Hello there! I'm Cassafrass - a Christan fifteen year old girl from Ohio who is an aspiring author! My two dreams are to become an animator and writer - although I'm not quite sure which I want to be the most yet... but I'm leaning towards the latter. Anywho, after a lot of consideration and research I finally broke down and joined this forum so I could share my creative works. I hope to get a lot of advice on how I can improve my writing, and hope to make some cool friends! 

Some of my interests include an assortment of Television shows (Doctor Who, My Little Pony, etc.), video games (Spyro the Dragon and Pokémon), all kinds of books (my favorite genre is fantasy, and some of my favorite series include Warriors and Guardians of Ga'Hoole), animated movies (such as HTTYD 1 and 2), anime and manga (obsessed with Sword Art Online at the moment!), being involved with the furry fandom (contributing art and things like that to it), my spoiled hermit crabs and betta fish, dragons (I live for them!), and a whole lot more. Feel free to shoot me a message - I don't bite... usually.


----------



## Phase (Aug 3, 2014)

Welcome to the forums, i see your a fantasy fan have you by chance read the inheritance series? It's really good. . Stealing the moderator roll here, but after 10 post you'll be able to submit your creative work in the different forum locations.


----------



## Cassafrass (Aug 3, 2014)

Oh really? I better get to work on posting then, hehe. Thanks for the heads up! I'm actually trying to come up with a series to right for right now... I can't decide which of two ideas I want to work on first, however.

The Inheritance series? Yes, I'm actually reading Eragon right now, and hopefully going to watch the movie soon. I'm really enjoying it so far - it's very good! 

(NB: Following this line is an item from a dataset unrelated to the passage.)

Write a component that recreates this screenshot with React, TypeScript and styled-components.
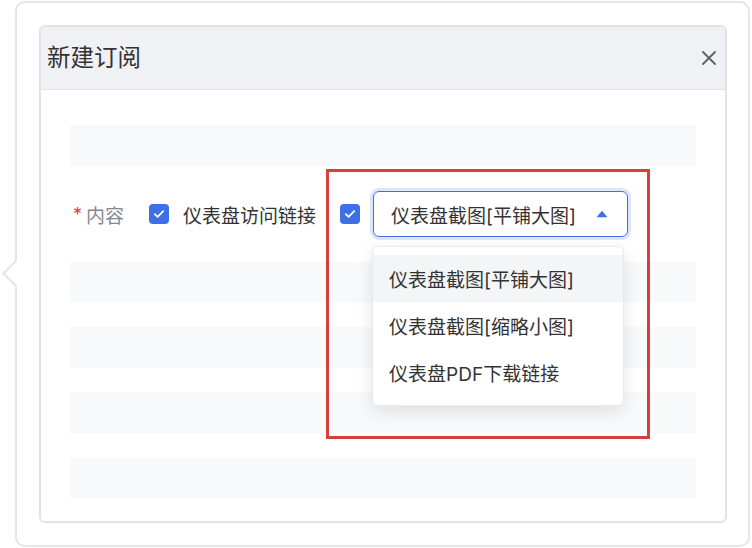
import styled, { createGlobalStyle } from "styled-components";

const GlobalStyle = createGlobalStyle`
  body {
    margin: 0;
    background: #fff;
    font-family: Inter, "Noto Sans CJK SC", sans-serif;
  }
`;

const Popover = styled.div`
  position: relative;
  display: flex;
  box-sizing: border-box;
  width: 735px;
  height: 546px;
  margin: 1px 0 0 15px;
  padding: 22px 21px 22px 22px;
  border: 2px solid #e4e4ea;
  border-radius: 10px;
  background: #fff;

  &::before {
    content: "";
    position: absolute;
    left: -11px;
    top: 261px;
    width: 17px;
    height: 17px;
    background: #fff;
    border-left: 2px solid #e4e4ea;
    border-bottom: 2px solid #e4e4ea;
    transform: rotate(45deg);
  }
`;

const Modal = styled.div`
  flex: 1;
  display: flex;
  flex-direction: column;
  border: 2px solid #e2e2e8;
  border-radius: 6px;
  overflow: hidden;
`;

const Header = styled.div`
  display: flex;
  align-items: center;
  justify-content: space-between;
  box-sizing: border-box;
  height: 63px;
  padding: 0 9px 4px 6px;
  background: #f0f1f5;
  border-bottom: 1px solid #e3e4e9;
`;

const Title = styled.span`
  font-size: 23.5px;
  color: #333;
`;

const CloseBox = styled.span`
  display: inline-flex;
  margin-top: 4px;
`;

const Body = styled.div`
  display: flex;
  flex-direction: column;
  padding: 35px 29px 0;
`;

const Skeleton = styled.div`
  height: 41px;
  background: #f8f9fb;
`;

const SkeletonList = styled.div`
  display: flex;
  flex-direction: column;
  gap: 24px;
`;

const FormRow = styled.div`
  display: flex;
  align-items: center;
  height: 96px;
  padding-left: 3px;
`;

const Required = styled.span`
  color: #e0443b;
  font-size: 18px;
  margin-right: 4px;
`;

const Label = styled.span`
  font-size: 19px;
  color: #86888e;
  margin-right: 25px;
`;

const Checkbox = styled.span<{ $gap: number }>`
  display: inline-flex;
  align-items: center;
  justify-content: center;
  flex-shrink: 0;
  width: 20px;
  height: 20px;
  border-radius: 4px;
  background: #3e6fe6;
  margin-right: ${(p) => p.$gap}px;
`;

const OptionText = styled.span`
  font-size: 19px;
  color: #333;
  margin-right: 24px;
`;

const SelectGroup = styled.div`
  position: relative;
  display: flex;
  align-items: center;
`;

const Select = styled.div`
  display: flex;
  align-items: center;
  justify-content: space-between;
  box-sizing: border-box;
  width: 255px;
  height: 46px;
  padding: 0 19px 0 17px;
  border: 1.5px solid #3d6fe8;
  border-radius: 6px;
  box-shadow: 0 0 0 3px rgba(61, 111, 232, 0.18);
  font-size: 19px;
  color: #333;
`;

const Menu = styled.div`
  position: absolute;
  top: 55px;
  left: 32px;
  width: 252px;
  box-sizing: border-box;
  padding: 8px 0 9px;
  background: #fff;
  border: 1px solid #e8e8ee;
  border-radius: 6px;
  box-shadow: 0 6px 18px rgba(0, 0, 0, 0.1);
`;

const MenuItem = styled.div<{ $active?: boolean }>`
  display: flex;
  align-items: center;
  height: 47px;
  padding-left: 16px;
  font-size: 19px;
  color: #333;
  background: ${(p) => (p.$active ? "#f4f5f7" : "transparent")};
`;

const Annotation = styled.div`
  position: absolute;
  left: -14px;
  top: -22px;
  width: 324px;
  height: 270px;
  box-sizing: border-box;
  border: 3px solid #d6403a;
  pointer-events: none;
`;

const Check = () => (
  <svg width="12" height="10" viewBox="0 0 12 10">
    <path
      d="M1.8 5.2 4.6 7.8 10.2 2.2"
      fill="none"
      stroke="#fff"
      strokeWidth="1.8"
      strokeLinecap="round"
      strokeLinejoin="round"
    />
  </svg>
);

const CloseIcon = () => (
  <svg width="14" height="14" viewBox="0 0 14 14">
    <path
      d="M1 1 13 13 M13 1 1 13"
      stroke="#5f6066"
      strokeWidth="1.8"
      strokeLinecap="round"
    />
  </svg>
);

const ArrowUp = () => (
  <svg width="12" height="8" viewBox="0 0 12 8">
    <path d="M6 0.8 11.5 7.2H0.5Z" fill="#3d6fe8" />
  </svg>
);

const options = ["仪表盘截图[平铺大图]", "仪表盘截图[缩略小图]", "仪表盘PDF下载链接"];

export default function App() {
  return (
    <>
      <GlobalStyle />
      <Popover>
        <Modal>
          <Header>
            <Title>新建订阅</Title>
            <CloseBox>
              <CloseIcon />
            </CloseBox>
          </Header>
          <Body>
            <Skeleton />
            <FormRow>
              <Required>*</Required>
              <Label>内容</Label>
              <Checkbox $gap={14}>
                <Check />
              </Checkbox>
              <OptionText>仪表盘访问链接</OptionText>
              <SelectGroup>
                <Checkbox $gap={13}>
                  <Check />
                </Checkbox>
                <Select>
                  <span>{options[0]}</span>
                  <ArrowUp />
                </Select>
                <Menu>
                  {options.map((o, i) => (
                    <MenuItem key={o} $active={i === 0}>
                      {o}
                    </MenuItem>
                  ))}
                </Menu>
                <Annotation />
              </SelectGroup>
            </FormRow>
            <SkeletonList>
              <Skeleton />
              <Skeleton />
              <Skeleton />
              <Skeleton />
            </SkeletonList>
          </Body>
        </Modal>
      </Popover>
    </>
  );
}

And thank you for the very warm welcome!


----------



## Phase (Aug 3, 2014)

Yes eragon good book, I prefer the second one in the series but Eragon is still well written, just a heads up the movie may be a major disappointment :apthy:. I'm currently switching between two novels i'm writing. Not sure if it's the wisest of decisions but it helps to give myself different perspectives. You want to consult more experienced writers if you want to attempt the same.


----------



## Cassafrass (Aug 3, 2014)

I heard the movie is terrible, which I'm really sad about.  But I'm gonna watch it anyways. Oh really, that sounds really cool! Hehe. I've decided on what I'm going to do... I'm writing the story right now, and when I can I'm going to share it on here.


----------



## Phase (Aug 3, 2014)

Yeah they should remake the movie.BTW for some motivation Eragon was written by that Christopher Paolini guy when he was only 15. PM me the link to your first chapter once you have finished it, would like to give it a read. Also the community here is super friendly they are bound to have a lot of great writing advice.


----------



## Cassafrass (Aug 3, 2014)

Hopefully the will someday, hehe. That's what I've heard, and it's helped inspire me to become a writer even more! I can't believe what a wonderful story he wrote... wow. OK, I will, thank you! I would like any and all tips and reviews. That's the main reason I joined this site actually.  So I'm super happy to hear that! There were multitudes of writing forums I could have joined, but I'm glad I joined this one. It seemed the friendliest, and I liked the feel of it.


----------



## Phase (Aug 3, 2014)

You won't be disappointed with your choice in forums. Have a nice day and happy writing. It's off to bed with me.


----------



## Cassafrass (Aug 3, 2014)

Haha, OK, thank you! I will send you the link sometime today if I manage to get it up, and you can reply whenever you can.


----------



## thepancreas11 (Aug 3, 2014)

Ah, to be young again (I ain't that much older than you are, though I think the Pokemon I played was like the red and blue ones from the nineties, to be honest). I love the fact that teenagers keep making it here to check out the writing. Gives me this hope for the future, you know? Creativity has really taken a down swing in the interest department, so seeing someone like you here really cheers me up.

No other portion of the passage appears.